This guide breaks down five practical trends from CES 2026 and turns them into event ideas you can actually run. Along the way, we’ll cover setup, safety, hardware demo design, scavenger hunt mechanics, and how to keep hybrid events accessible and fun. If you want a broader context for how live content and play are converging, our guide on the future of play being hybrid is a useful companion, and so is our look at pairing controllers and phones for console-style gaming. For creators building monetizable experiences around events, the playbook on the metrics sponsors actually care about is especially relevant.
1. Foldables Are Becoming Event Hardware, Not Just Personal Devices
Why foldable phones matter for live community formats
At CES, foldables aren’t just novelty hardware anymore—they’re becoming practical screens for multitasking, streaming, and mobile gaming. For community events, that matters because a foldable phone can function as a pocket-sized production tool: chat on one side, stream preview on the other, or a game running on the top half while notes, brackets, and QR codes sit below. That means attendees can move through a venue without losing connection to the event’s digital layer. In other words, the hardware itself becomes part of the event infrastructure.
This is especially powerful for local meetups and pop-up tournaments. A host can use a foldable to manage registration, run Discord announcements, and check live stats at the same time without switching devices. Event organizers can also encourage attendees to submit clips, screenshots, and challenge completions from the same device they use to play. If your audience is mobile-first, the article on what’s new in smartphones in 2026 can help you align event recommendations with actual buyer behavior.

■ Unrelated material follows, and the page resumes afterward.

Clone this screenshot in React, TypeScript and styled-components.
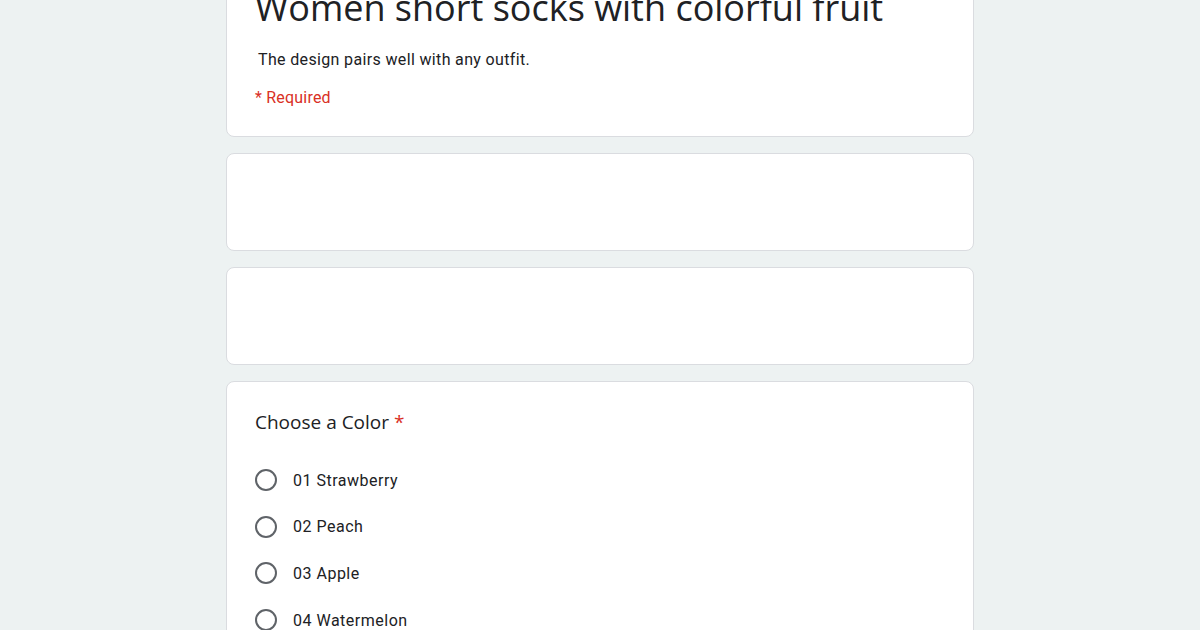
import React from 'react'
import styled, { createGlobalStyle } from 'styled-components'

const GlobalStyle = createGlobalStyle`
  html, body {
    margin: 0;
    padding: 0;
    background: #edf2f2;
    overflow: hidden;
  }
`

const Page = styled.div`
  width: 1200px;
  height: 630px;
  overflow: hidden;
  display: flex;
  justify-content: center;
  align-items: flex-start;
`

const Column = styled.div`
  width: 748px;
  margin-top: -41px;
  display: flex;
  flex-direction: column;
  gap: 16px;
`

const Card = styled.div<{ $height?: number }>`
  flex: none;
  background: #ffffff;
  border: 1px solid #dadce0;
  border-radius: 8px;
  box-sizing: border-box;
  height: ${p => (p.$height ? `${p.$height}px` : 'auto')};
  padding: 0 28px;
`

const HeaderCard = styled(Card)`
  padding-top: 24px;
  padding-bottom: 28px;
`

const Title = styled.div`
  font-family: "Open Sans", sans-serif;
  font-size: 36px;
  line-height: 48px;
  color: #202124;
  white-space: nowrap;
`

const Description = styled.div`
  font-family: Roboto, sans-serif;
  font-size: 16px;
  letter-spacing: 0.35px;
  color: #202124;
  margin-top: 18px;
  padding-left: 3px;
  line-height: 20px;
`

const Required = styled.div`
  font-family: Roboto, sans-serif;
  font-size: 16px;
  letter-spacing: 0.2px;
  color: #d93025;
  margin-top: 18px;
  line-height: 20px;
`

const QuestionCard = styled(Card)`
  padding-top: 28px;
  padding-bottom: 40px;
`

const Question = styled.div`
  font-family: "Open Sans", sans-serif;
  font-size: 19px;
  color: #202124;
  line-height: 24px;
  margin-bottom: 34px;
`

const Star = styled.span`
  color: #d93025;
  margin-left: 5px;
`

const Options = styled.div`
  display: flex;
  flex-direction: column;
  gap: 22.7px;
`

const Option = styled.label`
  display: flex;
  align-items: center;
  gap: 16px;
  height: 24px;
  font-family: Roboto, sans-serif;
  font-size: 16px;
  letter-spacing: 0.5px;
  color: #202124;
`

const Radio = styled.span`
  width: 18px;
  height: 18px;
  border: 2px solid #5f6368;
  border-radius: 50%;
  flex: none;
`

const colors = ['01 Strawberry', '02 Peach', '03 Apple', '04 Watermelon', '05 Lemon']

export default function App() {
  return (
    <Page>
      <GlobalStyle />
      <Column>
        <HeaderCard>
          <Title>Women short socks with colorful fruit</Title>
          <Description>The design pairs well with any outfit.</Description>
          <Required>* Required</Required>
        </HeaderCard>
        <Card $height={98} />
        <Card $height={98} />
        <QuestionCard>
          <Question>
            Choose a Color<Star>*</Star>
          </Question>
          <Options>
            {colors.map(c => (
              <Option key={c}>
                <Radio />
                {c}
              </Option>
            ))}
          </Options>
        </QuestionCard>
      </Column>
    </Page>
  )
}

How to build foldable-friendly event stations
The easiest format is a “dual-mode” station. On the physical side, you might have a game demo, prize wheel, or hardware hands-on area. On the digital side, each station has a short link or QR code that opens a mobile-friendly page with rules, schedule, and live leaderboard info. Foldables make these interactions smoother because people can keep the event page open while chatting or playing. That reduces friction, which is often the difference between a rushed interaction and a memorable one.
To make this work, build your station flow like a product demo: one task per screen, one action per step, one clear CTA. Avoid asking people to download three apps or sign into six accounts. If you want a tactical angle on device selection for event staff, our guide to media tablets that prioritize battery is a strong reference for choosing longer-running support gear.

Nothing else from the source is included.